As one who was keen to promote the right hon. and learned Gentleman's candidacy for the leadership of his party—even if only to keep the name Clarke in lights as much as possible—I have to say that, notwithstanding my deep regret over his failure to survive the first ballot, the reason may have been a lack of homework on some of the issues that need to be addressed.

This Bill was envisaged in debate on the Floor of the House during the passage of the Bill that became the Prevention of Terrorism Act 2005. That is because when measures to deal with offences involving, for instance, incitement and training were proposed by the Newton committee and others, we said that we would return to them for precisely the reason that the right hon. and learned Gentleman cites: the need for prosecution. I gave the House a commitment that we would legislate on those issues during this parliamentary Session.
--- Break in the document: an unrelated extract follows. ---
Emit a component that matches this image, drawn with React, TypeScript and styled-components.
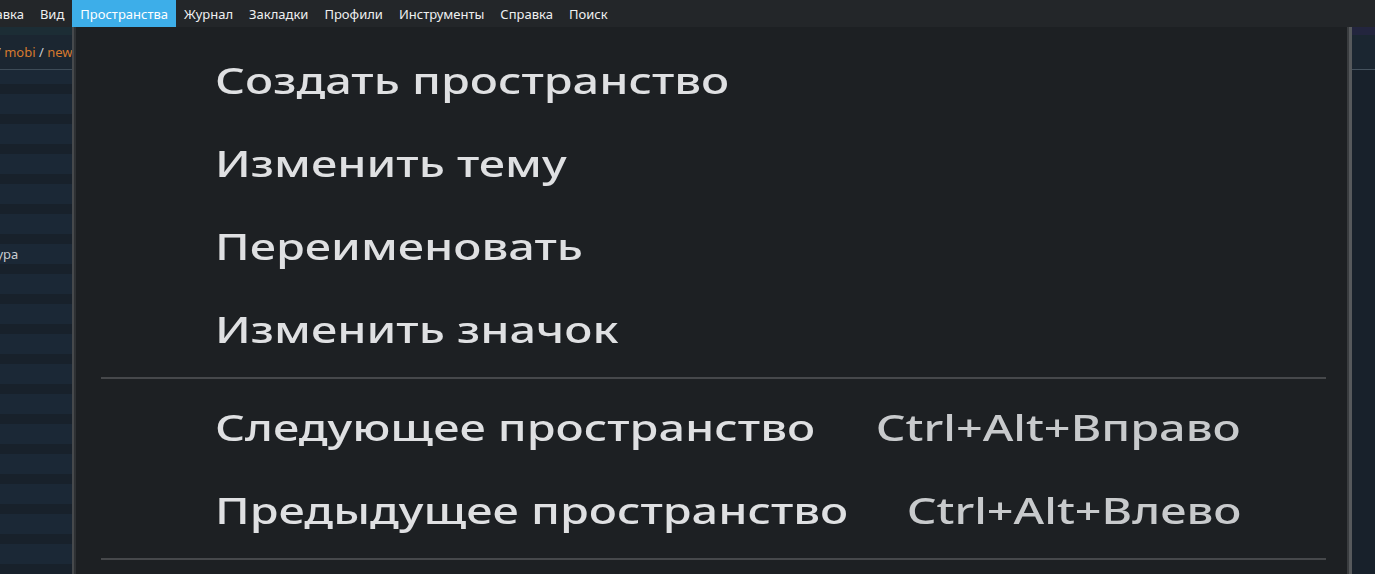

It is true that following the events of 7 July there are more measures in the Bill than would otherwise have been the case. We sent a list of proposals to the right hon. Member for Haltemprice and Howden and the hon. Member for Winchester as early as 15 July. That list had been prepared in the spirit of following through our proposals. The Bill is therefore not emergency legislation. Moreover, the fact that we are allowing two days on the Floor of the House for the Committee stage and another two days for Report indicates our keenness to establish the non-emergency nature of the legislation, and to put it on a proper footing.